● Exercise details
The listing below begins with the first line you should copy; stop after the line containing "should be the", and drop every picture.

--- start of Stored records ---

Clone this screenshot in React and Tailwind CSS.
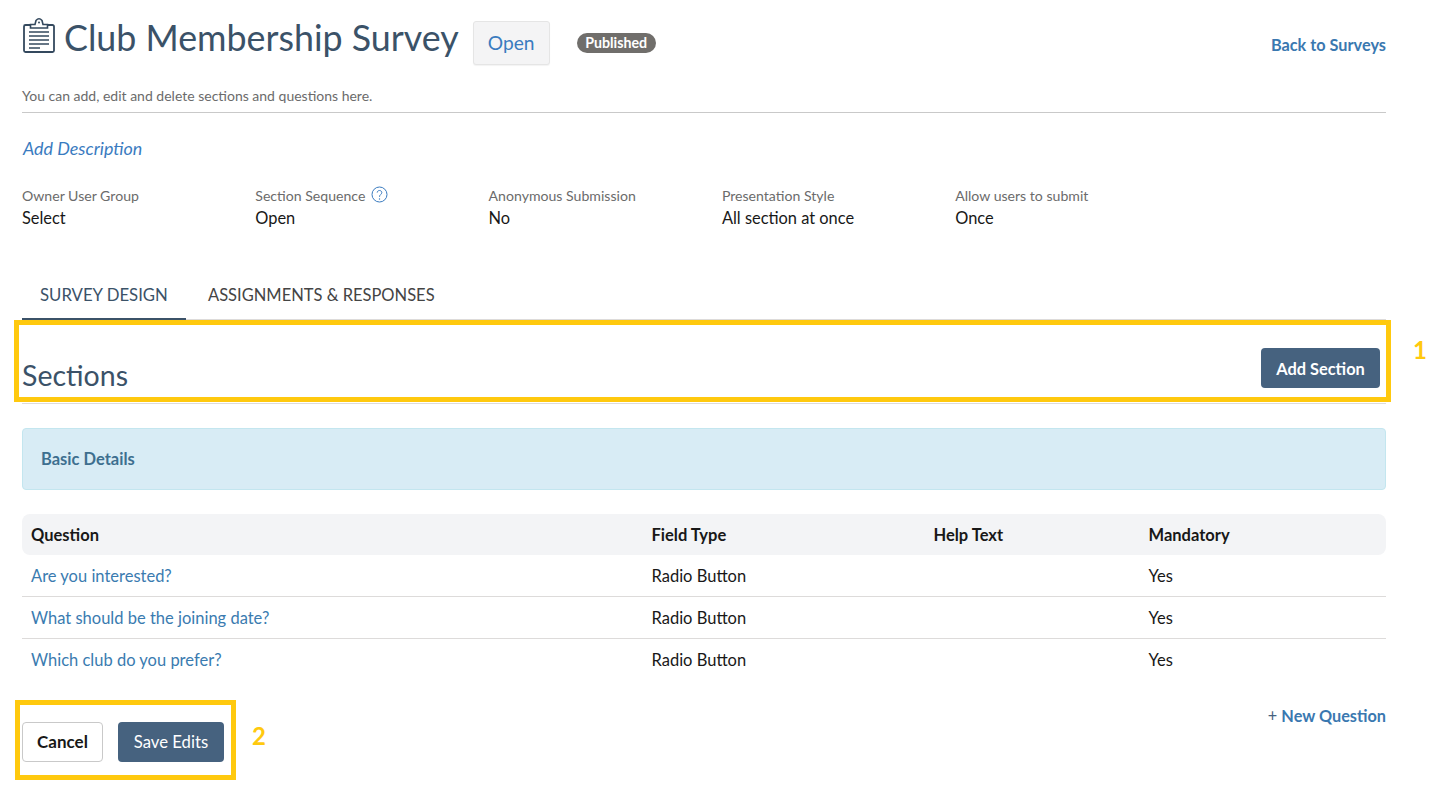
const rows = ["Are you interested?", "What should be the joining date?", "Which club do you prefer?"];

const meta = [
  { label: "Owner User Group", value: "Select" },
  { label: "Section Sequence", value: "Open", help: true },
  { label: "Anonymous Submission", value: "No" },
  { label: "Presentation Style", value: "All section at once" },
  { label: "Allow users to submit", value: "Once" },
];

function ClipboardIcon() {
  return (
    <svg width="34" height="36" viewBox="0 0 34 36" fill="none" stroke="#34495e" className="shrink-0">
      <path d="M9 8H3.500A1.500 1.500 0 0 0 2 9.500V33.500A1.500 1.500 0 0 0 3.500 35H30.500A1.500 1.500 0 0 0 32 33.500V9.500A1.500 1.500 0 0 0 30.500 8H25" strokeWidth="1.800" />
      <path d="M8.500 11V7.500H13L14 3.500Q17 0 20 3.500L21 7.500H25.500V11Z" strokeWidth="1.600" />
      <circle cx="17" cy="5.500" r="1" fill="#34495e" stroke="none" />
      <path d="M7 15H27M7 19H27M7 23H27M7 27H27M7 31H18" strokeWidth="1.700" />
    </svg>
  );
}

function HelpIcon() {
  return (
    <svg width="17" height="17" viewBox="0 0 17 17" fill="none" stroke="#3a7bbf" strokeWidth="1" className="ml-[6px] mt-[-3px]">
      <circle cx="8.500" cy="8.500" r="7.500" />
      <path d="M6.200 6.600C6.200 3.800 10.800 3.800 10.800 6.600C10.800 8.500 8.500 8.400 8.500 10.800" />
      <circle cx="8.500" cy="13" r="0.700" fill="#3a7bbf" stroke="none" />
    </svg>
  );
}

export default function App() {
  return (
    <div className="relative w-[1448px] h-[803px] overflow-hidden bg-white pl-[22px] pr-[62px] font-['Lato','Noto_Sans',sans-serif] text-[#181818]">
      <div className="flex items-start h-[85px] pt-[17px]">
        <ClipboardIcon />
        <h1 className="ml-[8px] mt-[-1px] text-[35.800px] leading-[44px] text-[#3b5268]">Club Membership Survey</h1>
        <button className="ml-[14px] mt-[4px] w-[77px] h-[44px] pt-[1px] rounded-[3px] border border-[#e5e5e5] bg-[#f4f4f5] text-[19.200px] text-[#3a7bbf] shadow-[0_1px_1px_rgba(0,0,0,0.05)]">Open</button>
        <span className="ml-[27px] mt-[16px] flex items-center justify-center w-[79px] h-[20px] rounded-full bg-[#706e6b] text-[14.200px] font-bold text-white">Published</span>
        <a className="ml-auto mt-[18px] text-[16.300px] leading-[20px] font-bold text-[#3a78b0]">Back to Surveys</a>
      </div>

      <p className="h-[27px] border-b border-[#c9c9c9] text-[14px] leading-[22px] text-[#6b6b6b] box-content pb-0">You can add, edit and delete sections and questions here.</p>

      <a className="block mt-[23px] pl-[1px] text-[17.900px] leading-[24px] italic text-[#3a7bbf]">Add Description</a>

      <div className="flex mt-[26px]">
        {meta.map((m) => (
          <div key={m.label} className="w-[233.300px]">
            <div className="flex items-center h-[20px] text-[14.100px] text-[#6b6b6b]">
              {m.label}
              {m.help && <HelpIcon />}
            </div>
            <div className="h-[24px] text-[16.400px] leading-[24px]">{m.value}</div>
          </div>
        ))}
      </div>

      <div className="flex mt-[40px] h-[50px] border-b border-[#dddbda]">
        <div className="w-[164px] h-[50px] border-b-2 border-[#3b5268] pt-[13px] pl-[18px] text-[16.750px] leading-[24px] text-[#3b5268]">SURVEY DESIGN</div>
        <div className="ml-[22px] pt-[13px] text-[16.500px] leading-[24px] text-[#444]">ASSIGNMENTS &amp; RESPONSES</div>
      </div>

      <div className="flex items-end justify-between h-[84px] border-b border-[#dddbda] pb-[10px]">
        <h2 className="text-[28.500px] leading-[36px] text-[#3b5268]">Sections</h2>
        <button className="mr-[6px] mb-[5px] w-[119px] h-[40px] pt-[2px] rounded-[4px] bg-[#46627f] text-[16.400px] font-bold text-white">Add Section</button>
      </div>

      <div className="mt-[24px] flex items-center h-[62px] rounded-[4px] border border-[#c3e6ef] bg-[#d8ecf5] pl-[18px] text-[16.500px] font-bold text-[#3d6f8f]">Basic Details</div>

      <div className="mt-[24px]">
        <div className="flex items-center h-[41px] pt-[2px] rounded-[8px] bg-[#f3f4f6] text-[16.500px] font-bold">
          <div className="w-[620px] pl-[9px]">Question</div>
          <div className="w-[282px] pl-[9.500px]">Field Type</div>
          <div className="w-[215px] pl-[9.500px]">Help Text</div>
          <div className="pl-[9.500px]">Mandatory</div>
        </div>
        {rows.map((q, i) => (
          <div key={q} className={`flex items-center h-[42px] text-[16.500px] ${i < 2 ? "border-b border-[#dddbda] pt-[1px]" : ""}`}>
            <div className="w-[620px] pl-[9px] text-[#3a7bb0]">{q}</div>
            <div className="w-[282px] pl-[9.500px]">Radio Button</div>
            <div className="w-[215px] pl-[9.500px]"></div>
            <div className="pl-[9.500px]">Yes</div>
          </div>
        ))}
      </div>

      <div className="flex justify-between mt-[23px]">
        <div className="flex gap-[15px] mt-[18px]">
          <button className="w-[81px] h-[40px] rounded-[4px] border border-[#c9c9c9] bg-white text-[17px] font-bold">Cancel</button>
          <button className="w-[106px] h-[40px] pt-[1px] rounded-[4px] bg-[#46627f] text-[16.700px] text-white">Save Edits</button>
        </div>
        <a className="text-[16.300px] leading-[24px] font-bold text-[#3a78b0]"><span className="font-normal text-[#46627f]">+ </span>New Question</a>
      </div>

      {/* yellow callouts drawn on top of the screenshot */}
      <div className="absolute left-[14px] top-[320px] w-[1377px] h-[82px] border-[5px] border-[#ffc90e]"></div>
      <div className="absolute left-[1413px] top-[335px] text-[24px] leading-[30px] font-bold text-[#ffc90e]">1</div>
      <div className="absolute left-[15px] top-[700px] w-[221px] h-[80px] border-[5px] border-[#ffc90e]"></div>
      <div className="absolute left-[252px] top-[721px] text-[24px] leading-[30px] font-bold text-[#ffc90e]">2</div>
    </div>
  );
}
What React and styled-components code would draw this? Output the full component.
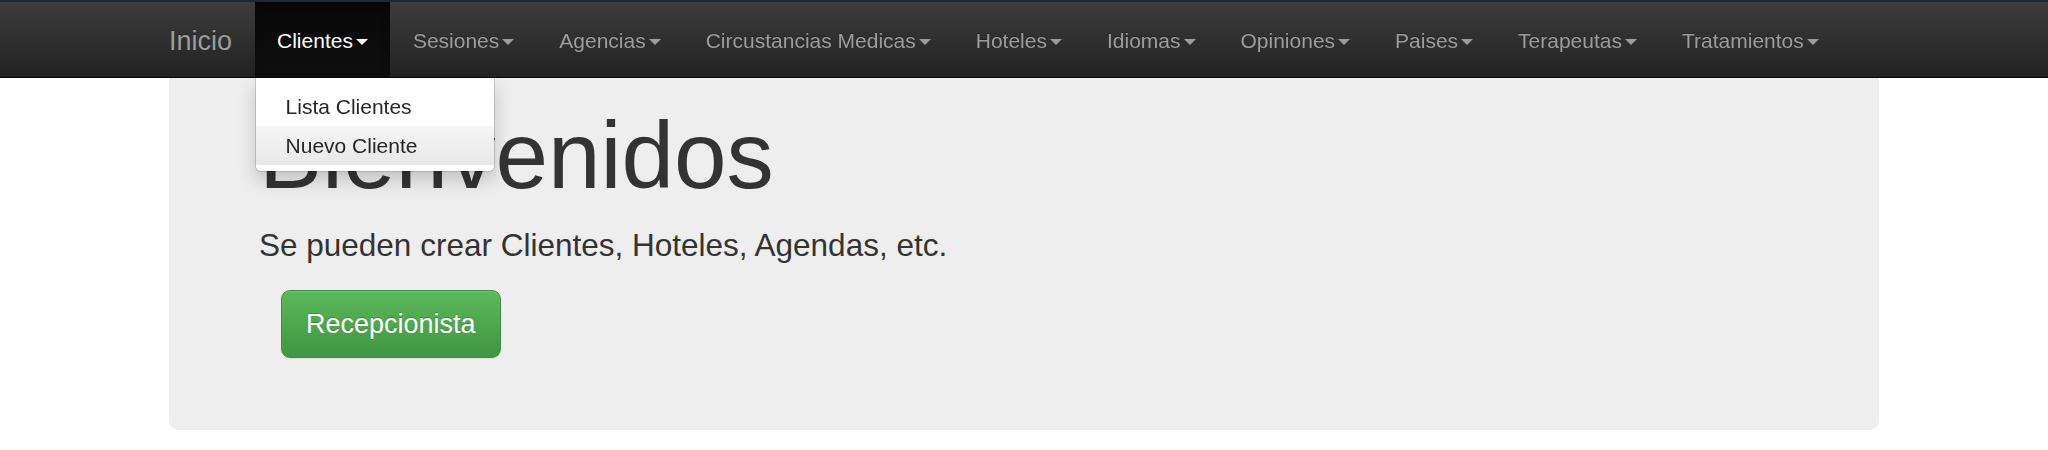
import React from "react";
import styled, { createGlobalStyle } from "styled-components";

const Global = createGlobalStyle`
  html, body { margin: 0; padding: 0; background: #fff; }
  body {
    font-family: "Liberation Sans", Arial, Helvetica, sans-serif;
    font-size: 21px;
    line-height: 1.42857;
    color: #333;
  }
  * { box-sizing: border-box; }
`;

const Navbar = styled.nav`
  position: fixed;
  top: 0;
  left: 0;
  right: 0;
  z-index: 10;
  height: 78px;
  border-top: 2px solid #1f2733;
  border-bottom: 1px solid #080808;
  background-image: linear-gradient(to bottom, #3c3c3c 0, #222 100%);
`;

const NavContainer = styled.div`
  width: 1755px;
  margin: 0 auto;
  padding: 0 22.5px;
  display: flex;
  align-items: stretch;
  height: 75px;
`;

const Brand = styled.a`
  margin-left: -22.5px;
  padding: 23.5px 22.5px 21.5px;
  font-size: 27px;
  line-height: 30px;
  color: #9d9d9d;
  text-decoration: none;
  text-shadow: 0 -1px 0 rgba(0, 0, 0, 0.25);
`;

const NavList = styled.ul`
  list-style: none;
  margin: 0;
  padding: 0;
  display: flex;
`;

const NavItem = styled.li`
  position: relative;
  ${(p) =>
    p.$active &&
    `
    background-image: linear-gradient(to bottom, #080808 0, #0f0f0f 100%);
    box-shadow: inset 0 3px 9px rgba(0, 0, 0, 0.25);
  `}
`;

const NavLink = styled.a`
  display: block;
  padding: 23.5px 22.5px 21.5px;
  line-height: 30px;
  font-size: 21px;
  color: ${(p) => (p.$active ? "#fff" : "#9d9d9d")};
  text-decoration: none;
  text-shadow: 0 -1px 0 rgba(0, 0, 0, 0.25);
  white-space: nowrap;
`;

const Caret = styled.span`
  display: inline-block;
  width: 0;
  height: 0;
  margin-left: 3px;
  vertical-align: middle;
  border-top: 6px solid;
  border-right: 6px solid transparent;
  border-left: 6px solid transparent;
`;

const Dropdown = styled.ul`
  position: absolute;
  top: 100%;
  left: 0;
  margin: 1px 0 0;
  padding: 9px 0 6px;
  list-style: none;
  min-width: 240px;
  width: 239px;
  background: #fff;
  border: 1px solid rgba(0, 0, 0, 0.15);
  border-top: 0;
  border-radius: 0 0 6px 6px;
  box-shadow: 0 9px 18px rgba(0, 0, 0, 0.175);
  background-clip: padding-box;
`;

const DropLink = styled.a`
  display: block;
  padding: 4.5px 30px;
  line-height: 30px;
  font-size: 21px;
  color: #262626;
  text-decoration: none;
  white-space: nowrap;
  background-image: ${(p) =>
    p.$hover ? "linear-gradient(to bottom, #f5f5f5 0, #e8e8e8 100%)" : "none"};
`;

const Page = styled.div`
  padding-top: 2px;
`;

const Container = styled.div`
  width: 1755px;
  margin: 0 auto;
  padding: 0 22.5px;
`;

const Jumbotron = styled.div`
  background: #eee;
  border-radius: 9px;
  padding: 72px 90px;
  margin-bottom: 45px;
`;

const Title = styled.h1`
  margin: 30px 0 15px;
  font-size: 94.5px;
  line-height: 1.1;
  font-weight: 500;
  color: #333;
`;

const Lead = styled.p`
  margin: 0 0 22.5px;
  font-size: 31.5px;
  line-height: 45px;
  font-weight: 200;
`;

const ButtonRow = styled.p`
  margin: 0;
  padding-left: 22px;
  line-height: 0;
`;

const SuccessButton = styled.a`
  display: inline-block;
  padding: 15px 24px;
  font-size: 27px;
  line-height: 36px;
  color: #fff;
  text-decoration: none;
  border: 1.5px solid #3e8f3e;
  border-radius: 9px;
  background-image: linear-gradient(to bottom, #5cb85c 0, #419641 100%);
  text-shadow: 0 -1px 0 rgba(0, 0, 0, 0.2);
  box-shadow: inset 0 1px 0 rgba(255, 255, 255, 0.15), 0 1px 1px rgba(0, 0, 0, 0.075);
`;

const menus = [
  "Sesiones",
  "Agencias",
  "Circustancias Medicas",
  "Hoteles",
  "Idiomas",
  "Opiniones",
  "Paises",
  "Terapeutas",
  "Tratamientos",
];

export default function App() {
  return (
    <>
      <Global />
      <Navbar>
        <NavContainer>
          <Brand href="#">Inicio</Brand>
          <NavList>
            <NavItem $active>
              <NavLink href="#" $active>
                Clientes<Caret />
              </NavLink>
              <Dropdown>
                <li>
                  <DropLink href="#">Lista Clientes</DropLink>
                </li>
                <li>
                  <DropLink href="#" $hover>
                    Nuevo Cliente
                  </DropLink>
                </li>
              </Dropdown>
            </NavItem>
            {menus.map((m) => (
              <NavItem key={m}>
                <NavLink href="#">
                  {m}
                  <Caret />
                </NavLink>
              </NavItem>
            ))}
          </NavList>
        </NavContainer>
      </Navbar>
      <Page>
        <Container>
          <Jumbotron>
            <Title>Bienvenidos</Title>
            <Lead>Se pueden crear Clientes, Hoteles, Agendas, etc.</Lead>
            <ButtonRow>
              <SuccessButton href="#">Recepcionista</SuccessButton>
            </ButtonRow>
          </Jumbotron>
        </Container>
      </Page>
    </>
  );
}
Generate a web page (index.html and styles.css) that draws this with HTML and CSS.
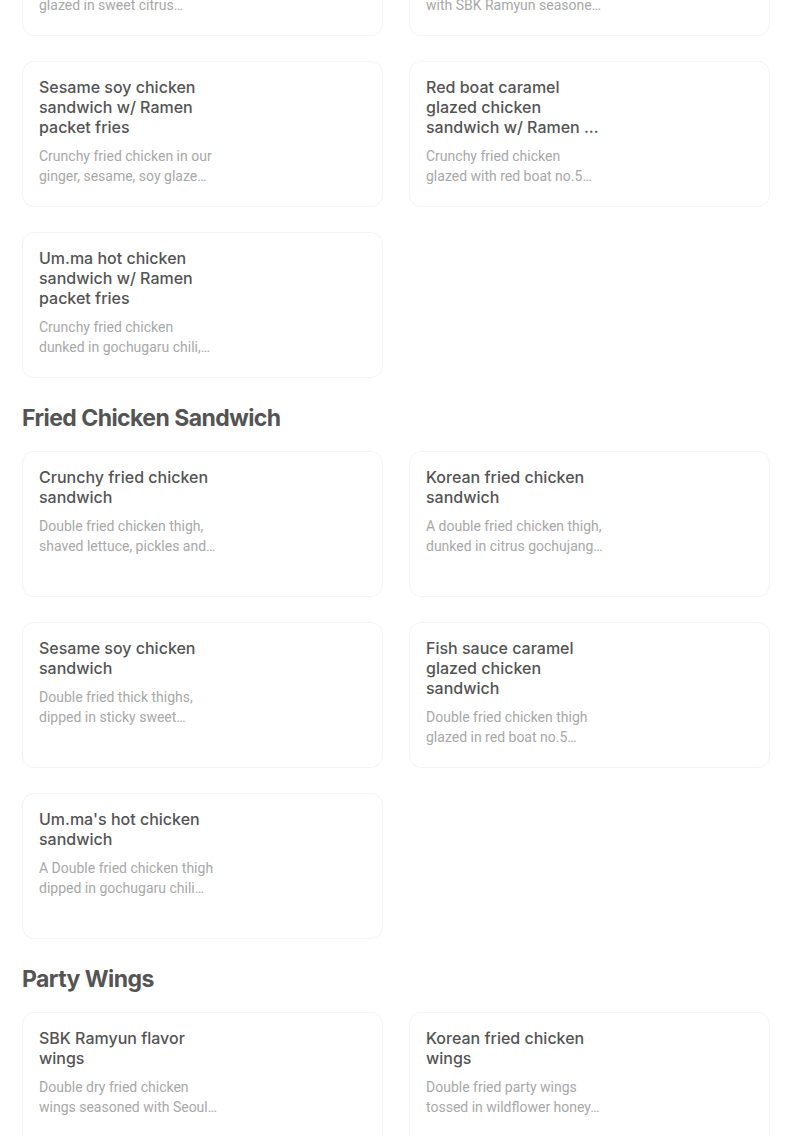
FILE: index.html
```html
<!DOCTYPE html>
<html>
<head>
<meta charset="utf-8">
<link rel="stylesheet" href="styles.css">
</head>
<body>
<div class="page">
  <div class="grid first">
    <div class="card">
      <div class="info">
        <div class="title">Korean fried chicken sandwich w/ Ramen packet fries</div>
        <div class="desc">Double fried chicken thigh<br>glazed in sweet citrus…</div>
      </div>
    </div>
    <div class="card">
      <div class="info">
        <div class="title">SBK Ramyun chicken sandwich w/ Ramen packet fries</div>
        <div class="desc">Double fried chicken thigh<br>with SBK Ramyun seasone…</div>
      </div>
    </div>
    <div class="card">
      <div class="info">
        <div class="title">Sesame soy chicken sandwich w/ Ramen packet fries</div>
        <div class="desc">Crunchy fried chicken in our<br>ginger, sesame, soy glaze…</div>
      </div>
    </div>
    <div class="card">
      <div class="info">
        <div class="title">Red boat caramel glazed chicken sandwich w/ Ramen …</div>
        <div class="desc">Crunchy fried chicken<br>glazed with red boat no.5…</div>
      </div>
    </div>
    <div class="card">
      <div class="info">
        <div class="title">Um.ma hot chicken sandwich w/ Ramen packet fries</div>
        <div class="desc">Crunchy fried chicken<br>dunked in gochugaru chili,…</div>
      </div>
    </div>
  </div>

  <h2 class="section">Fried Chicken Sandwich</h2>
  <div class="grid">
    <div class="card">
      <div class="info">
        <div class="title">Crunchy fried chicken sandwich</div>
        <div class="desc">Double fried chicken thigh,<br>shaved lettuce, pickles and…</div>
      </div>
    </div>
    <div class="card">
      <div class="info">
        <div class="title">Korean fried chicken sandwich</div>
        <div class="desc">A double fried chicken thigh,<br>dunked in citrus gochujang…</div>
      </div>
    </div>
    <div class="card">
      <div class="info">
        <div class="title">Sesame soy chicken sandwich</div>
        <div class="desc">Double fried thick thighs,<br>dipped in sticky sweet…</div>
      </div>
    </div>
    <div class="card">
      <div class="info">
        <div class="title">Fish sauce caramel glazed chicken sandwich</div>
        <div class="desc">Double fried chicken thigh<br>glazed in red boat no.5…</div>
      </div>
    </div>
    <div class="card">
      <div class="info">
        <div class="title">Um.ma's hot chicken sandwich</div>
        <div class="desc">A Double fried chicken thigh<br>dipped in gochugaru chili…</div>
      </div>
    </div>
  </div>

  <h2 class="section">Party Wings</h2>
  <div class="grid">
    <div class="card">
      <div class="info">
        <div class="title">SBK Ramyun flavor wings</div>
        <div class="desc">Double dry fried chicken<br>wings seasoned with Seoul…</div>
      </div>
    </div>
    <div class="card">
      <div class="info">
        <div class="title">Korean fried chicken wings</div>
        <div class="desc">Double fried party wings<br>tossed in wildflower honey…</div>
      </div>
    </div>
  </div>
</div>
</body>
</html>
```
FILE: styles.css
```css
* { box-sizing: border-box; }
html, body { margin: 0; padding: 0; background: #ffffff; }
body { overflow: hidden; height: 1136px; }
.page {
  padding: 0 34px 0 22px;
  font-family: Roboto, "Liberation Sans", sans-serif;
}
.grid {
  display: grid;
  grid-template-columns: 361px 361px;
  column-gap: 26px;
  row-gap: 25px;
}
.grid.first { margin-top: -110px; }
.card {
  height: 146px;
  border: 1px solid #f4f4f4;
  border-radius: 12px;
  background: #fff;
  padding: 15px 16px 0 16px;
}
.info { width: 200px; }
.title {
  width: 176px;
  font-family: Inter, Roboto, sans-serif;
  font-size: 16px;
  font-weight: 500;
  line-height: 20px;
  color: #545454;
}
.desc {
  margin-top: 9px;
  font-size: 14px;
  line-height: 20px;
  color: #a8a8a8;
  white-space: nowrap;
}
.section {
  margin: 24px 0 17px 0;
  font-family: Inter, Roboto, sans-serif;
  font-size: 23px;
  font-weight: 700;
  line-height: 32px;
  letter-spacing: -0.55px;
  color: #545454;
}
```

--- end of Stored records ---

● Complete response
Clone this screenshot in React and Tailwind CSS.
const rows = ["Are you interested?", "What should be the joining date?", "Which club do you prefer?"];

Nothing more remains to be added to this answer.